The New Yorker:

After a Black female police officer reported that a white male colleague had taken advantage of her sexually, she found herself on trial.

By Rachel Aviv

Put-in-Bay, a village on an island off the northern coast of Ohio, is sometimes called the Key West of the Midwest. In the winter, the population is roughly three hundred, nearly all white. In the summer, hundreds of thousands of tourists arrive by ferry or private plane to drink at the island’s fifty-two bars. Men celebrating bachelor parties go around in golf carts, carrying inflatable naked women. The police chief told me that he’s known as “the guy who pulls people over and deflates the blow-up dolls.”

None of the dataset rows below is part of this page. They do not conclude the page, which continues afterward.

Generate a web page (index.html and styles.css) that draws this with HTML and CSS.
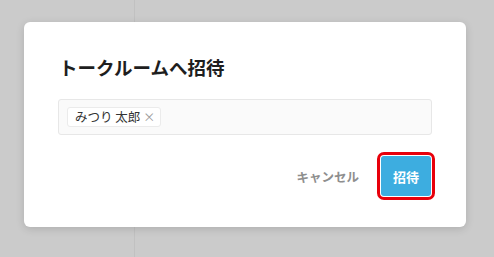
FILE: index.html
```html
<!DOCTYPE html>
<html lang="ja">
<head>
<meta charset="utf-8">
<link rel="stylesheet" href="styles.css">
</head>
<body>
<div class="modal">
  <h2 class="title">トークルームへ招待</h2>
  <div class="field">
    <span class="chip">みつり 太郎<span class="chip-x">×</span></span>
  </div>
  <div class="footer">
    <button class="btn-cancel">キャンセル</button>
    <button class="btn-invite">招待</button>
  </div>
</div>
</body>
</html>
```

FILE: styles.css
```css
html, body {
  margin: 0;
  padding: 0;
}
body {
  width: 494px;
  height: 257px;
  overflow: hidden;
  background: linear-gradient(to right, #cbcbcb 0, #cbcbcb 134px, #c1c1c1 134px, #c1c1c1 135px, #cbcbcb 135px);
  font-family: "Noto Sans CJK JP", "Noto Sans", sans-serif;
  padding-top: 22px;
  box-sizing: border-box;
}
.modal {
  margin-left: 24px;
  width: 442px;
  height: 205px;
  box-sizing: border-box;
  background: #fff;
  border-radius: 6px;
  box-shadow: 0 2px 8px rgba(0, 0, 0, 0.14);
  padding: 32px 34px 31px 34px;
  display: flex;
  flex-direction: column;
}
.title {
  margin: 0 0 19px 1px;
  font-size: 18.5px;
  line-height: 26px;
  font-weight: 700;
  color: #1e1e1e;
}
.field {
  height: 36px;
  box-sizing: border-box;
  border: 1px solid #e7e7e7;
  border-radius: 3px;
  background: #fafafa;
  padding: 0 8px;
  display: flex;
  align-items: center;
}
.chip {
  height: 20px;
  box-sizing: border-box;
  border: 1px solid #ebebeb;
  border-radius: 3px;
  background: #fff;
  padding: 0 5px 0 7px;
  display: inline-flex;
  align-items: center;
  font-size: 12.5px;
  line-height: 18px;
  color: #333;
}
.chip-x {
  margin-left: 3px;
  color: #9a9a9a;
  font-size: 12px;
}
.footer {
  margin-top: 21px;
  display: flex;
  justify-content: flex-end;
  align-items: center;
  padding-right: 1px;
}
.btn-cancel {
  border: 0;
  background: transparent;
  font-family: inherit;
  font-size: 12.5px;
  font-weight: 700;
  color: #8e8e8e;
  padding: 0;
  margin-right: 22px;
  cursor: pointer;
}
.btn-invite {
  width: 50px;
  height: 40px;
  border: 0;
  border-radius: 3px;
  background: #3dade0;
  color: #fff;
  font-family: inherit;
  font-size: 13px;
  font-weight: 700;
  outline: 3px solid #e8000b;
  outline-offset: 1px;
  cursor: pointer;
}
```
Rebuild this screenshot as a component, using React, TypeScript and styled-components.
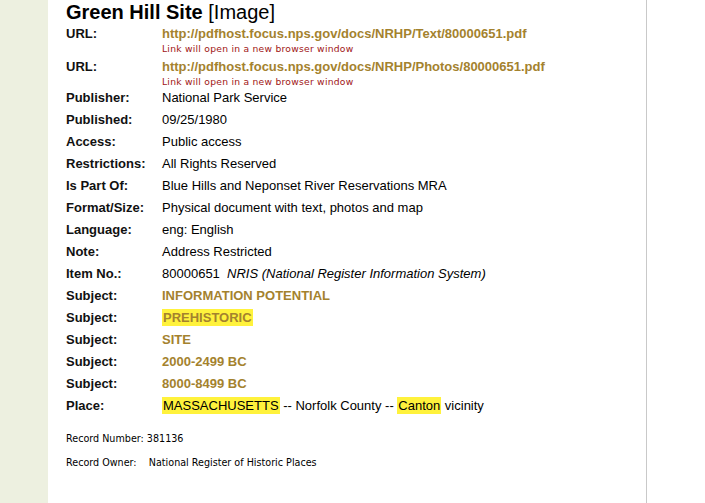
import React from "react";
import styled, { createGlobalStyle } from "styled-components";

const Global = createGlobalStyle`
  html, body { margin: 0; padding: 0; background: #ffffff; }
  body { font-family: "Liberation Sans", Arial, sans-serif; color: #000; }
`;

const Page = styled.div`
  display: flex;
  min-height: 503px;
  background: #fff;
`;

const Sidebar = styled.div`
  width: 48px;
  flex: none;
  background: #edf0e0;
`;

const Main = styled.main`
  flex: none;
  border-right: 1px solid #c9c9c9;
  padding-left: 18px;
  box-sizing: border-box;
  width: 599px;
`;

const Title = styled.h1`
  margin: 0 0 1px;
  font-size: 20px;
  line-height: 24px;
  font-weight: bold;
  color: #000;
`;

const TitleSuffix = styled.span`
  font-weight: normal;
`;

const Row = styled.div<{ $gap?: number }>`
  display: grid;
  grid-template-columns: 96px 1fr;
  font-size: 13px;
  line-height: 22px;
  margin-bottom: ${(p) => p.$gap ?? 0}px;
`;

const Label = styled.div<{ $lh?: number }>`
  font-weight: bold;
  color: #111;
  line-height: ${(p) => p.$lh ?? 22}px;
`;

const Value = styled.div`
  color: #000;
`;

const UrlLink = styled.a`
  display: block;
  font-weight: bold;
  color: #a4822e;
  text-decoration: none;
  line-height: 18px;
`;

const Note = styled.div`
  font-family: "DejaVu Sans", Verdana, sans-serif;
  font-size: 9.2px;
  letter-spacing: 0.25px;
  line-height: 11px;
  color: #a01515;
`;

const SubjectLink = styled.a`
  font-weight: bold;
  color: #a4822e;
  text-decoration: none;
`;

const Mark = styled.span`
  background: #fff23c;
  padding: 1px 1px;
`;

const Italic = styled.i``;

const Footer = styled.div`
  margin-top: 10px;
  font-family: "DejaVu Sans", Verdana, sans-serif;
  font-size: 9.6px;
  line-height: 24px;
  color: #000;
  white-space: pre;
`;

type Item = { label: string; value: React.ReactNode };

const rows: Item[] = [
  { label: "Publisher:", value: "National Park Service" },
  { label: "Published:", value: "09/25/1980" },
  { label: "Access:", value: "Public access" },
  { label: "Restrictions:", value: "All Rights Reserved" },
  { label: "Is Part Of:", value: "Blue Hills and Neponset River Reservations MRA" },
  { label: "Format/Size:", value: "Physical document with text, photos and map" },
  { label: "Language:", value: "eng: English" },
  { label: "Note:", value: "Address Restricted" },
  {
    label: "Item No.:",
    value: (
      <>
        80000651&nbsp;&nbsp;<Italic>NRIS (National Register Information System)</Italic>
      </>
    ),
  },
  { label: "Subject:", value: <SubjectLink href="#">INFORMATION POTENTIAL</SubjectLink> },
  {
    label: "Subject:",
    value: (
      <SubjectLink href="#">
        <Mark>PREHISTORIC</Mark>
      </SubjectLink>
    ),
  },
  { label: "Subject:", value: <SubjectLink href="#">SITE</SubjectLink> },
  { label: "Subject:", value: <SubjectLink href="#">2000-2499 BC</SubjectLink> },
  { label: "Subject:", value: <SubjectLink href="#">8000-8499 BC</SubjectLink> },
  {
    label: "Place:",
    value: (
      <>
        <Mark>MASSACHUSETTS</Mark> -- Norfolk County -- <Mark>Canton</Mark> vicinity
      </>
    ),
  },
];

const urls = [
  "http://pdfhost.focus.nps.gov/docs/NRHP/Text/80000651.pdf",
  "http://pdfhost.focus.nps.gov/docs/NRHP/Photos/80000651.pdf",
];

export default function App() {
  return (
    <Page>
      <Global />
      <Sidebar />
      <Main>
        <Title>
          Green Hill Site <TitleSuffix>[Image]</TitleSuffix>
        </Title>
        {urls.map((u, i) => (
          <Row key={u} $gap={i === 0 ? 4 : 0}>
            <Label $lh={18}>URL:</Label>
            <Value>
              <UrlLink href="#">{u}</UrlLink>
              <Note>Link will open in a new browser window</Note>
            </Value>
          </Row>
        ))}
        {rows.map((r, i) => (
          <Row key={i}>
            <Label>{r.label}</Label>
            <Value>{r.value}</Value>
          </Row>
        ))}
        <Footer>
          <div>Record Number: 381136</div>
          <div>{"Record Owner:    National Register of Historic Places"}</div>
        </Footer>
      </Main>
    </Page>
  );
}
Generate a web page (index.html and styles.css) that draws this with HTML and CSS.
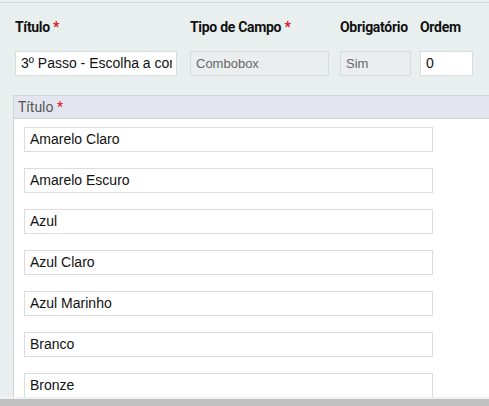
FILE: index.html
```html
<!DOCTYPE html>
<html lang="pt">
<head>
<meta charset="utf-8">
<link rel="stylesheet" href="styles.css">
</head>
<body>
<div class="page">
  <div class="fields">
    <div class="field f-titulo">
      <label class="lbl">Título <span class="req">*</span></label>
      <div class="inp"><span class="clip">3º Passo - Escolha a cor</span></div>
    </div>
    <div class="field f-tipo">
      <label class="lbl">Tipo de Campo <span class="req">*</span></label>
      <div class="inp dis">Combobox</div>
    </div>
    <div class="field f-obr">
      <label class="lbl">Obrigatório</label>
      <div class="inp dis">Sim</div>
    </div>
    <div class="field f-ord">
      <label class="lbl">Ordem</label>
      <div class="inp">0</div>
    </div>
  </div>
  <div class="panel">
    <div class="panel-head">Título <span class="req">*</span></div>
    <div class="panel-body">
      <div class="item">Amarelo Claro</div>
      <div class="item">Amarelo Escuro</div>
      <div class="item">Azul</div>
      <div class="item">Azul Claro</div>
      <div class="item">Azul Marinho</div>
      <div class="item">Branco</div>
      <div class="item">Bronze</div>
    </div>
  </div>
</div>
<div class="hscroll"><div class="thumb"></div></div>
</body>
</html>
```
FILE: styles.css
```css
html, body {
  margin: 0;
  padding: 0;
  height: 406px;
  overflow: hidden;
}
body {
  background: #e8efee;
  font-family: "Liberation Sans", Arial, sans-serif;
  position: relative;
}
.page {
  margin-top: 2px;
  border-top: 1px solid #d3dbda;
  height: 394px;
  overflow: hidden;
}
.fields {
  display: flex;
  padding: 16px 0 0 15px;
}
.field {
  display: flex;
  flex-direction: column;
}
.f-titulo { width: 162px; margin-right: 13px; }
.f-tipo { width: 139px; margin-right: 11px; }
.f-obr { width: 71px; margin-right: 9px; }
.f-ord { width: 53px; }
.lbl {
  font-family: Roboto, "Liberation Sans", sans-serif;
  font-weight: bold;
  font-size: 14px;
  line-height: 17px;
  color: #111;
  height: 17px;
  margin-bottom: 15px;
  white-space: nowrap;
  letter-spacing: -0.3px;
}
.req { color: #e0101b; }
.inp {
  box-sizing: border-box;
  height: 25px;
  border: 1px solid #d8dcdc;
  background: #fff;
  font-size: 14px;
  line-height: 23px;
  padding-left: 5px;
  color: #111;
  white-space: nowrap;
  overflow: hidden;
}
.clip {
  display: block;
  width: 151px;
  overflow: hidden;
  white-space: nowrap;
}
.inp.dis {
  background: #eaeeee;
  color: #666;
  font-size: 13px;
}
.panel {
  margin: 19px 0 0 13px;
  border-left: 1px solid #cfd3d8;
  border-top: 1px solid #cfd3d8;
  background: #fff;
  height: 320px;
}
.panel-head {
  background: #e3e6ee;
  border-bottom: 1px solid #d2d6dc;
  height: 22px;
  line-height: 22px;
  padding-left: 4px;
  font-family: Roboto, "Liberation Sans", sans-serif;
  font-size: 14px;
  color: #555;
}
.panel-body {
  padding: 8px 0 0 10px;
  display: flex;
  flex-direction: column;
  gap: 16px;
}
.item {
  box-sizing: border-box;
  width: 409px;
  height: 25px;
  border: 1px solid #dcdcdc;
  background: #fff;
  font-size: 14px;
  line-height: 23px;
  padding-left: 5px;
  color: #111;
}
.hscroll {
  position: absolute;
  left: 0;
  right: 0;
  bottom: 0;
  height: 9px;
  background: #f1f1f1;
}
.thumb {
  margin-top: 2px;
  height: 7px;
  background: #c1c1c1;
}
```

In July, 2020, Arica Waters, the only Black female cop on the island, was invited to a pool party. She was twenty-seven and had been hired five weeks before, as a seasonal employee without benefits. She was ebullient and quick to make friends. “Some people say, ‘Oh, Waters is a flirt,’ ” she told me, “but that’s just my personality. I’m a friendly person. I give out compliments. I like to hype people up.” Meri LeBlanc, a bouncer on the island, said that Waters was open about her sexual desires, freely expressing her attraction to women and men. “She wasn’t plain,” she said. “She wasn’t the square cut of what they thought a police officer should be.”

The party was hosted by Jeremy Berman, a detective in the department, who had a house on a private road overlooking Lake Erie. Berman’s wife and young son were there, but he seemed to be paying extra attention to Waters, who wore a long yellow sundress. In a text message to a friend, Waters wrote, “The rich ass dude definitely has a thing for me lolol.”